Dans la décision Niphakis c. Indeed Canada Corp., 2024 QCTAT 3315 (j.a. Geneviève Drapeau), le Tribunal administratif du Travail (ci-après, TAT) doit se prononcer sur le caractère discriminatoire d’un congédiement d’un chef d’équipe des ventes faisant l’objet d’accusations criminelles de fraude.
L’employeur est une entreprise qui œuvre dans le domaine du recrutement et le plaignant travaillait pour l’employeur depuis 2018 à titre de chargé de compte puis comme chef d’équipe des ventes. En 2022, ce dernier est arrêté par la police en lien avec des accusations de fraude. Il est questionné puis remis en liberté en attente de son procès criminel.
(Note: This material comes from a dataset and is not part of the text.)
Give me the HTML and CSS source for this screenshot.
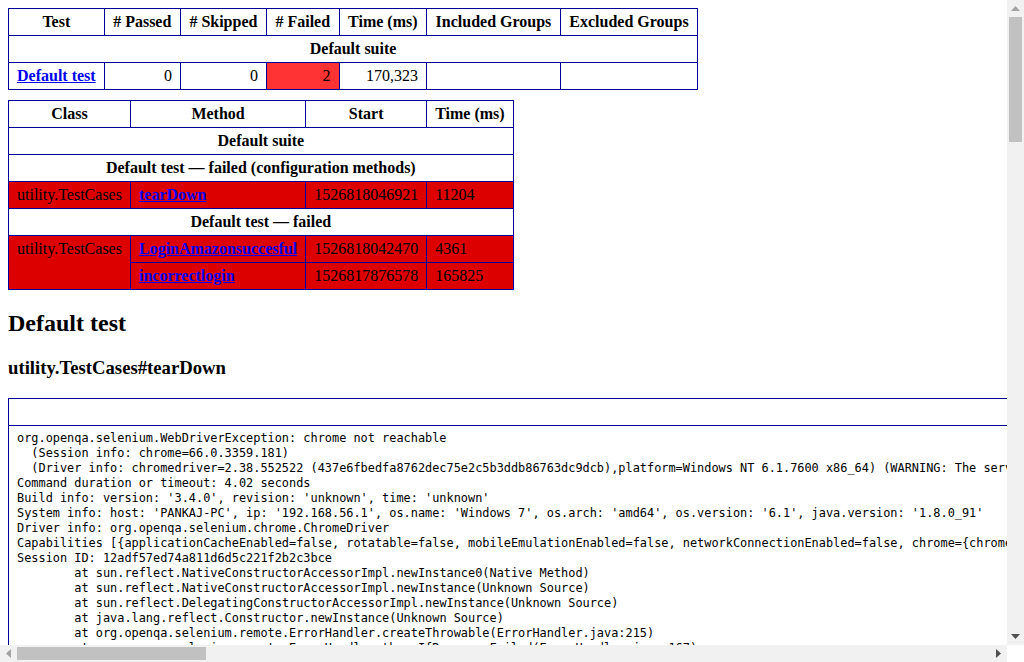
FILE: index.html
```html
<!DOCTYPE html>
<html>
<head>
<meta charset="utf-8">
<title>TestNG Report</title>
<link rel="stylesheet" href="styles.css">
</head>
<body>
<table id="summary">
<thead><tr><th>Test</th><th># Passed</th><th># Skipped</th><th># Failed</th><th>Time (ms)</th><th>Included Groups</th><th>Excluded Groups</th></tr></thead>
<tbody><tr><th colspan="7">Default suite</th></tr></tbody>
<tbody><tr><td><a href="#t0">Default test</a></td><td class="num">0</td><td class="num">0</td><td class="num attn">2</td><td class="num">170,323</td><td></td><td></td></tr></tbody>
</table>
<table>
<thead><tr><th>Class</th><th>Method</th><th>Start</th><th>Time (ms)</th></tr></thead>
<tbody><tr><th colspan="4">Default suite</th></tr></tbody>
<tbody><tr><th colspan="4">Default test — failed (configuration methods)</th></tr>
<tr class="failedeven"><td>utility.TestCases</td><td><a href="#m0">tearDown</a></td><td>1526818046921</td><td>11204</td></tr></tbody>
<tbody><tr><th colspan="4">Default test — failed</th></tr>
<tr class="failedeven"><td rowspan="2">utility.TestCases</td><td><a href="#m1">LoginAmazonsuccesful</a></td><td>1526818042470</td><td>4361</td></tr>
<tr class="failedeven"><td><a href="#m2">incorrectlogin</a></td><td>1526817876578</td><td>165825</td></tr></tbody>
</table>
<h2>Default test</h2>
<h3 id="m0">utility.TestCases#tearDown</h3>
<table class="result">
<tr><th>&nbsp;</th></tr>
<tr><td><div class="stacktrace">org.openqa.selenium.WebDriverException: chrome not reachable
  (Session info: chrome=66.0.3359.181)
  (Driver info: chromedriver=2.38.552522 (437e6fbedfa8762dec75e2c5b3ddb86763dc9dcb),platform=Windows NT 6.1.7600 x86_64) (WARNING: The server did not provide any stacktrace information)
Command duration or timeout: 4.02 seconds
Build info: version: '3.4.0', revision: 'unknown', time: 'unknown'
System info: host: 'PANKAJ-PC', ip: '192.168.56.1', os.name: 'Windows 7', os.arch: 'amd64', os.version: '6.1', java.version: '1.8.0_91'
Driver info: org.openqa.selenium.chrome.ChromeDriver
Capabilities [{applicationCacheEnabled=false, rotatable=false, mobileEmulationEnabled=false, networkConnectionEnabled=false, chrome={chromedriverVersion=2.38.552522 (437e6fbedfa8762dec75e2c5b3ddb86763dc9dcb), userDataDir=C:\Users\PANKAJ~1\AppData\Local\Temp\scoped_dir5816_21593}, takesHeapSnapshot=true, pageLoadStrategy=normal, databaseEnabled=false, handlesAlerts=true, hasTouchScreen=false, version=66.0.3359.181, platform=XP, browserConnectionEnabled=false, nativeEvents=true, acceptSslCerts=false, acceptInsecureCerts=false, locationContextEnabled=true, webStorageEnabled=true, browserName=chrome, takesScreenshot=true, javascriptEnabled=true, cssSelectorsEnabled=true, setWindowRect=true, unexpectedAlertBehaviour=}]
Session ID: 12adf57ed74a811d6d5c221f2b2c3bce
	at sun.reflect.NativeConstructorAccessorImpl.newInstance0(Native Method)
	at sun.reflect.NativeConstructorAccessorImpl.newInstance(Unknown Source)
	at sun.reflect.DelegatingConstructorAccessorImpl.newInstance(Unknown Source)
	at java.lang.reflect.Constructor.newInstance(Unknown Source)
	at org.openqa.selenium.remote.ErrorHandler.createThrowable(ErrorHandler.java:215)
	at org.openqa.selenium.remote.ErrorHandler.throwIfResponseFailed(ErrorHandler.java:167)
	at org.openqa.selenium.remote.RemoteWebDriver.execute(RemoteWebDriver.java:671)
	at org.openqa.selenium.remote.RemoteWebDriver.quit(RemoteWebDriver.java:497)
	at org.openqa.selenium.chrome.ChromeDriver.quit(ChromeDriver.java:209)
	at utility.TestCases.tearDown(TestCases.java:96)
	at sun.reflect.NativeMethodAccessorImpl.invoke0(Native Method)
	at sun.reflect.NativeMethodAccessorImpl.invoke(Unknown Source)
	at sun.reflect.DelegatingMethodAccessorImpl.invoke(Unknown Source)
	at java.lang.reflect.Method.invoke(Unknown Source)
	at org.testng.internal.MethodInvocationHelper.invokeMethod(MethodInvocationHelper.java:108)
	at org.testng.internal.Invoker.invokeConfigurationMethod(Invoker.java:523)
	at org.testng.internal.Invoker.invokeConfigurations(Invoker.java:224)
	at org.testng.internal.Invoker.invokeConfigurations(Invoker.java:146)
	at org.testng.TestRunner.afterRun(TestRunner.java:1052)
	at org.testng.TestRunner.run(TestRunner.java:656)
	at org.testng.SuiteRunner.runTest(SuiteRunner.java:364)
	at org.testng.SuiteRunner.runSequentially(SuiteRunner.java:359)
	at org.testng.SuiteRunner.privateRun(SuiteRunner.java:312)
	at org.testng.SuiteRunner.run(SuiteRunner.java:261)
	at org.testng.SuiteRunnerWorker.runSuite(SuiteRunnerWorker.java:52)
	at org.testng.SuiteRunnerWorker.run(SuiteRunnerWorker.java:86)
	at org.testng.TestNG.runSuitesSequentially(TestNG.java:1215)
	at org.testng.TestNG.runSuitesLocally(TestNG.java:1140)
	at org.testng.TestNG.runSuites(TestNG.java:1069)
	at org.testng.TestNG.run(TestNG.java:1037)
	at org.testng.remote.AbstractRemoteTestNG.run(AbstractRemoteTestNG.java:114)
	at org.testng.remote.RemoteTestNG.initAndRun(RemoteTestNG.java:251)
	at org.testng.remote.RemoteTestNG.main(RemoteTestNG.java:77)
</div></td></tr>
</table>
<p class="totop"><a href="#summary">back to summary</a></p>
<h3 id="m1">utility.TestCases#LoginAmazonsuccesful</h3>
<table class="result">
<tr><th>&nbsp;</th></tr>
<tr><td><div class="stacktrace">org.openqa.selenium.NoSuchElementException: no such element: Unable to locate element: {"method":"id","selector":"ap_email"}
  (Session info: chrome=66.0.3359.181)
	at org.openqa.selenium.remote.RemoteWebDriver.findElement(RemoteWebDriver.java:413)
	at utility.TestCases.LoginAmazonsuccesful(TestCases.java:54)
	at org.testng.TestNG.run(TestNG.java:1037)
</div></td></tr>
</table>
<p class="totop"><a href="#summary">back to summary</a></p>

<div class="vscroll">
  <svg class="arrow a-up" width="9" height="5" viewBox="0 0 9 5"><polygon points="0,5 9,5 4.5,0" fill="#a3a3a3"/></svg>
  <div class="vthumb"></div>
  <svg class="arrow a-down" width="9" height="5" viewBox="0 0 9 5"><polygon points="0,0 9,0 4.5,5" fill="#505050"/></svg>
</div>
<div class="hscroll">
  <svg class="arrow a-left" width="5" height="9" viewBox="0 0 5 9"><polygon points="5,0 5,9 0,4.5" fill="#a3a3a3"/></svg>
  <div class="hthumb"></div>
  <svg class="arrow a-right" width="5" height="9" viewBox="0 0 5 9"><polygon points="0,0 0,9 5,4.5" fill="#505050"/></svg>
</div>
<div class="corner"></div>
</body>
</html>
```
FILE: styles.css
```css
html {
  overflow: hidden;
}
body {
  margin: 8px;
  font-family: "Liberation Serif", "Times New Roman", serif;
  font-size: 16px;
  color: #000;
  background: #fff;
}
table {
  margin-bottom: 10px;
  border-collapse: collapse;
  empty-cells: show;
}
th, td {
  border: 1px solid #009;
  padding: .25em .5em;
}
th {
  vertical-align: bottom;
}
td {
  vertical-align: top;
}
#summary th {
  padding: .25em 8.5px;
}
table a {
  font-weight: bold;
}
a {
  color: #00e;
}
.num {
  text-align: right;
}
.attn {
  background-color: #f33;
}
.failedeven td {
  background-color: #d00;
}
.stacktrace {
  white-space: pre;
  font-family: "DejaVu Sans Mono", monospace;
  font-size: 11.9px;
  line-height: 15px;
  tab-size: 8;
  padding-top: 1px;
}
.totop {
  font-size: 85%;
  text-align: center;
  border-bottom: 2px solid #000;
}
.vscroll {
  position: fixed;
  top: 0;
  right: 0;
  width: 17px;
  height: 645px;
  background: #f1f1f1;
}
.hscroll {
  position: fixed;
  left: 0;
  bottom: 0;
  width: 1007px;
  height: 17px;
  background: #f1f1f1;
}
.corner {
  position: fixed;
  right: 0;
  bottom: 0;
  width: 17px;
  height: 17px;
  background: #fff;
}
.vthumb {
  position: absolute;
  left: 2px;
  top: 17px;
  width: 13px;
  height: 125px;
  background: #c1c1c1;
}
.hthumb {
  position: absolute;
  left: 17px;
  top: 2px;
  width: 189px;
  height: 13px;
  background: #c1c1c1;
}
.arrow {
  position: absolute;
  display: block;
}
.a-up { left: 4px; top: 6px; }
.a-down { left: 4px; bottom: 6px; }
.a-left { left: 6px; top: 4px; }
.a-right { right: 6px; top: 4px; }
```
À la suite de la diffusion de cette situation dans les journaux, l’employeur effectue une enquête sur le plaignant et apprend l’existence de jugements civils condamnant le plaignant à environ 1 million de dollars pour fraude. Au terme de son enquête, il congédie le plaignant en raison de son implication dans des activités incompatibles avec la mission et les valeurs de l’entreprise.
L’article 18.2 de la Charte des droits et libertés de la personne (ci-après, Charte) interdit aux employeurs de congédier un salarié en raison d’accusations criminelles, si celles-ci ne sont pas en lien avec l’emploi. Le plaignant allègue que l’employeur n’a pas fait démonstration d’un tel lien.
L’employeur soutient que c’est en raison des jugements civils visant le plaignant et non des accusations criminelles qu’il a congédié celui-ci.
Le plaignant prétend que les jugements en matière civile ne sont qu’un prétexte et que le réel motif du congédiement repose sur son arrestation et les accusations criminelles qui ont suivi. Ainsi, il doit bénéficier de la protection de l’article 18.2 de la Charte étant donné l’absence de lien entre le poste qu’il occupait chez l’employeur et les accusations criminelles portées contre lui.
Il ressort de la preuve que ce sont les accusations criminelles qui ont été l’élément déclencheur de l’ouverture d’une enquête et qui ont fait en sorte que l’employeur ait décidé de mettre fin à l’emploi du plaignant.
Le Tribunal conclut que le plaignant bénéficie de la protection d’emploi qui est prévue à l’article 18.2 de la Charte. Il appartient donc à l’employeur de démontrer un lien objectif entre les accusations criminelles et l’emploi du plaignant.
La raison d’être de l’article 18.2 de la Charte est de protéger les personnes ayant des antécédents judiciaires contre les stigmates sociaux, afin de faciliter leur réinsertion dans le monde du travail.
Le Tribunal considère que l’employeur ne s’est pas déchargé de son fardeau de prouver que le plaignant a commis une faute grave justifiant un congédiement. Il conclut à l’absence de lien tangible entre les accusations au criminel du plaignant et son emploi. Il n’y a pas non plus de risque de récidive puisque le rôle du plaignant dans l’entreprise n’implique aucunement des transactions financières.
De plus, le Tribunal conclut que le plaignant n’avait pas l’obligation, contrairement à ce que l’employeur prétend, de divulguer ses démêlés de toute nature avec la justice qui n’ont aucun lien avec l’emploi. Les poursuites et les jugements civils visant le plaignant n’ayant aucun lien avec son emploi et concernant strictement sa vie personnelle, ce dernier n’avait pas à les dévoiler à l’employeur.
Finalement, l’employeur n’a pas réussi à démontrer que la réintégration était impossible en raison de la rupture du lien de confiance.
La plainte est donc accueillie, le congédiement est annulé et la réintégration du plaignant est ordonnée.